Future-making and Custom in Indigenous Land Claims in Colonial Mexico
Max Planck Lecture in Legal History and Legal Theory
- Datum: 15.01.2025
- Uhrzeit: 16:15 - 17:45
- Vortragende(r): Yanna Yannakakis
- (Emory University)
- Ort: mpilhlt
- Raum: Z01
- Gastgeber: Thomas Duve
- Kontakt: ruether@lhlt.mpg.de
A pernicious legacy of empire can be discerned in a common tendency of developed nations and elite institutions around the globe to imagine Indigenous peoples in a particular position in a singular flow of time: facing backward toward the past, locked in it, and perpetually behind in the historical march of modernity.
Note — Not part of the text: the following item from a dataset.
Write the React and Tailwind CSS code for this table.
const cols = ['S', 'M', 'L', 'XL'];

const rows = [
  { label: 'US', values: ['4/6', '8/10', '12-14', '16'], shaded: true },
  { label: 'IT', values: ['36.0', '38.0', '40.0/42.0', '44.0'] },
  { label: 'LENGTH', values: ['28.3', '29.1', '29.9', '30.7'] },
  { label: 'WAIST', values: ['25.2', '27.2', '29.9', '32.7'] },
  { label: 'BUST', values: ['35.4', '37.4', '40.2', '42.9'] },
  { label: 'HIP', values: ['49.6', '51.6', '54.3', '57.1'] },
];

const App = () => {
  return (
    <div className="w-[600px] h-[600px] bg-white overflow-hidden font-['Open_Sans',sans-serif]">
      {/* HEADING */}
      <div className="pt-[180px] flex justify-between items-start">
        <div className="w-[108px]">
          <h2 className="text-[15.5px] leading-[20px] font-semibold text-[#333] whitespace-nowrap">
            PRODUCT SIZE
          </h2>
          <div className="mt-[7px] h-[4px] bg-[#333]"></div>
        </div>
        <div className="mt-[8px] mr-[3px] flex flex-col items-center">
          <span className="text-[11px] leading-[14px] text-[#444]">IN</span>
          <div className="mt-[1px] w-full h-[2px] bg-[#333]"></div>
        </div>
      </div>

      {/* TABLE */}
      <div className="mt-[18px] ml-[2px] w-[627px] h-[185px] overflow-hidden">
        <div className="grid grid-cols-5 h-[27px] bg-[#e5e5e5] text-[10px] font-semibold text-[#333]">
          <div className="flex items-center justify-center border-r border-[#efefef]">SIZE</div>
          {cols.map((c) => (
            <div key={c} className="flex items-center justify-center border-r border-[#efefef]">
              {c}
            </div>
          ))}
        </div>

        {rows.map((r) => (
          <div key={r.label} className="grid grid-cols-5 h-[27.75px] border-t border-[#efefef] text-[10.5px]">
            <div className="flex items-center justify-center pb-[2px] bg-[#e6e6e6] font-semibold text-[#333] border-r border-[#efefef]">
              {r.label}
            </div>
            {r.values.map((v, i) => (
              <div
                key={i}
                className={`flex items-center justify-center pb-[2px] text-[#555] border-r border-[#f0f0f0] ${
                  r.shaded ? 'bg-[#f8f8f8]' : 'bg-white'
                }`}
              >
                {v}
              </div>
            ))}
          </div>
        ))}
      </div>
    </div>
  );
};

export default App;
My task in this presentation is to push against this framework by analyzing the future-making activities of Indigenous communities in colonial Mexico as they engaged with Spanish courts to litigate over and claim land. I am interested in how Native authorities used Spanish-style partnership contracts to produce common lands that were purportedly rooted in ancestral possession. By reaching into the past to make claims in the present, Indigenous communities anticipated a future that they hoped to avoid: cycles of costly litigation and violent conflict with their Indigenous neighbors. In doing so, they engaged in the willful and intentional creation of custom as a law for posterity, a criterion for prescriptive custom according to European norms. And in their effort to lend specific temporalities to custom, they produced new categories of time.